## Material provided
· · · · ·

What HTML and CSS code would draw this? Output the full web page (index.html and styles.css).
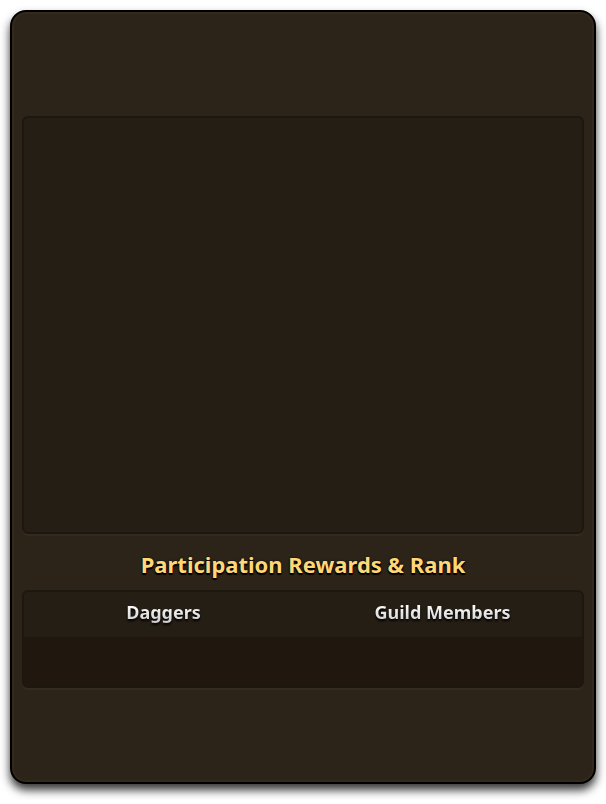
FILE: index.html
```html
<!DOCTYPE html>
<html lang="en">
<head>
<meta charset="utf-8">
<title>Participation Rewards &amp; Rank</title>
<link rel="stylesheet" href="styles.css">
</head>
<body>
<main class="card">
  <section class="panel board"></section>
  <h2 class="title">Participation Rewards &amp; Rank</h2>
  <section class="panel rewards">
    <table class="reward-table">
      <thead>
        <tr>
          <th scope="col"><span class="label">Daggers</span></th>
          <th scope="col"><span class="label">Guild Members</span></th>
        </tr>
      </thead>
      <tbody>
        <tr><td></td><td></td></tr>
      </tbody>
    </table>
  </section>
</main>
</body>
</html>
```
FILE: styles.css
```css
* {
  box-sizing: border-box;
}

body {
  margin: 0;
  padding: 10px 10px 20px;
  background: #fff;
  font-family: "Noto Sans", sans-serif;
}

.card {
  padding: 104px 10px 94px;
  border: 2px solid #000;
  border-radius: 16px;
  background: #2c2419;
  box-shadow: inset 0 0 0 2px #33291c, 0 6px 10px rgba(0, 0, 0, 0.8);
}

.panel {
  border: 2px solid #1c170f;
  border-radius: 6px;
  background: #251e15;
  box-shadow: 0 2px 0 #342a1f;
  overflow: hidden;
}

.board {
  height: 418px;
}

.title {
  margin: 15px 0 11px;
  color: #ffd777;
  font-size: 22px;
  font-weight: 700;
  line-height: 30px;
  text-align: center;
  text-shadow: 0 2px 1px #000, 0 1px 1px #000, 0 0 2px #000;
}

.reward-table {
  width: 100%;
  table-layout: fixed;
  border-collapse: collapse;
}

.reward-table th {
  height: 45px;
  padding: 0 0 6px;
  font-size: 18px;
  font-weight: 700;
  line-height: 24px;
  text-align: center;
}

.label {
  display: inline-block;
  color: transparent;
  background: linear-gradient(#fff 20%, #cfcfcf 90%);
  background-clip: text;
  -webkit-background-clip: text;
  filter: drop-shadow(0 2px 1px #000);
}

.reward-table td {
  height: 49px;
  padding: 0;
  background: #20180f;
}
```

· · · · ·

## Aim of the task
Replicate the material above verbatim; images stay out of the copy.

## Result below
What HTML and CSS code would draw this? Output the full web page (index.html and styles.css).
FILE: index.html
```html
<!DOCTYPE html>
<html lang="en">
<head>
<meta charset="utf-8">
<title>Participation Rewards &amp; Rank</title>
<link rel="stylesheet" href="styles.css">
</head>
<body>
<main class="card">
  <section class="panel board"></section>
  <h2 class="title">Participation Rewards &amp; Rank</h2>
  <section class="panel rewards">
    <table class="reward-table">
      <thead>
        <tr>
          <th scope="col"><span class="label">Daggers</span></th>
          <th scope="col"><span class="label">Guild Members</span></th>
        </tr>
      </thead>
      <tbody>
        <tr><td></td><td></td></tr>
      </tbody>
    </table>
  </section>
</main>
</body>
</html>
```
FILE: styles.css
```css
* {
  box-sizing: border-box;
}

body {
  margin: 0;
  padding: 10px 10px 20px;
  background: #fff;
  font-family: "Noto Sans", sans-serif;
}

.card {
  padding: 104px 10px 94px;
  border: 2px solid #000;
  border-radius: 16px;
  background: #2c2419;
  box-shadow: inset 0 0 0 2px #33291c, 0 6px 10px rgba(0, 0, 0, 0.8);
}

.panel {
  border: 2px solid #1c170f;
  border-radius: 6px;
  background: #251e15;
  box-shadow: 0 2px 0 #342a1f;
  overflow: hidden;
}

.board {
  height: 418px;
}

.title {
  margin: 15px 0 11px;
  color: #ffd777;
  font-size: 22px;
  font-weight: 700;
  line-height: 30px;
  text-align: center;
  text-shadow: 0 2px 1px #000, 0 1px 1px #000, 0 0 2px #000;
}

.reward-table {
  width: 100%;
  table-layout: fixed;
  border-collapse: collapse;
}

.reward-table th {
  height: 45px;
  padding: 0 0 6px;
  font-size: 18px;
  font-weight: 700;
  line-height: 24px;
  text-align: center;
}

.label {
  display: inline-block;
  color: transparent;
  background: linear-gradient(#fff 20%, #cfcfcf 90%);
  background-clip: text;
  -webkit-background-clip: text;
  filter: drop-shadow(0 2px 1px #000);
}

.reward-table td {
  height: 49px;
  padding: 0;
  background: #20180f;
}
```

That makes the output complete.